The signs are already ominous. These include his sacking of Vincent Ogbulafor as party chairman, for no better reason than that he stood for its provision on zoning, and replacing him with Okwesiliezi Nwodo whose  performance in his previous job as the party secretary-general  was forgettable, to say the least. More ominously there is also his dumping of the so-called PDP Reform Group so soon after they served his objective of getting rid of Ogbulafor. It is all as if we are back in the bad old days of Obasanjo’s use of carrots for supporters and huge sticks against perceived enemies.

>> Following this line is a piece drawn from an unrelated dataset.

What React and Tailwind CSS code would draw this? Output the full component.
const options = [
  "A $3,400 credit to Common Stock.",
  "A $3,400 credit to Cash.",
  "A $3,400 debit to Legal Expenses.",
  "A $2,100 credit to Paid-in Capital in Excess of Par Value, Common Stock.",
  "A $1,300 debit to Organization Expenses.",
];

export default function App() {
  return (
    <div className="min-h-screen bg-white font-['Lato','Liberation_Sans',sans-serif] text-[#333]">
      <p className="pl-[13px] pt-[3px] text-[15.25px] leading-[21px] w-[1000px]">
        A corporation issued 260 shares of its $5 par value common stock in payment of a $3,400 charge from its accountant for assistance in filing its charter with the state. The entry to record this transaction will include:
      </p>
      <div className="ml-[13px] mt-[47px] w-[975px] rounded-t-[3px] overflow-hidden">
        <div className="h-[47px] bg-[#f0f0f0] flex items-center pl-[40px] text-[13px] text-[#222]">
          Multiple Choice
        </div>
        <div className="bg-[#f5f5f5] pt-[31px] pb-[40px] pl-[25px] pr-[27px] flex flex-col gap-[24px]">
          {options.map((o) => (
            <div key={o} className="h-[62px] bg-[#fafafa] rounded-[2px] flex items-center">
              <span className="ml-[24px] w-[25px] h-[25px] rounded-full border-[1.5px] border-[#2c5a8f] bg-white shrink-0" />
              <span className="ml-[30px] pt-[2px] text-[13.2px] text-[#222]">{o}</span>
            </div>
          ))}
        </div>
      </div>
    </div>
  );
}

When the president inaugurated the Presidential Advisory Council in March, the best piece of advice he got from General T. Y. Danjuma as its chairman was that he should focus his mind on conducting a credible election next year. “If all you do as Acting President,” said the general, “is to ensure that our elections are transparent, it shall be sufficient to endear you to the nation and you shall go down in history as one of our greatest leaders.”

Of course the general appears to have since changed his mind for apparently political reasons and has been saying the president can contest PROVIDED he can conduct a credible election.

It would take a person of extra-ordinary self-will to resist the temptation to cling on to power by all means. Jonathan’s record as president so far and his scanty political experience suggests he is no such person.

The choice before him is clear. As he makes up his mind he should remember the disgraceful end of all our past leaders, including his principal, President Obasanjo, who clung on to power more for self-aggrandisement than for public service.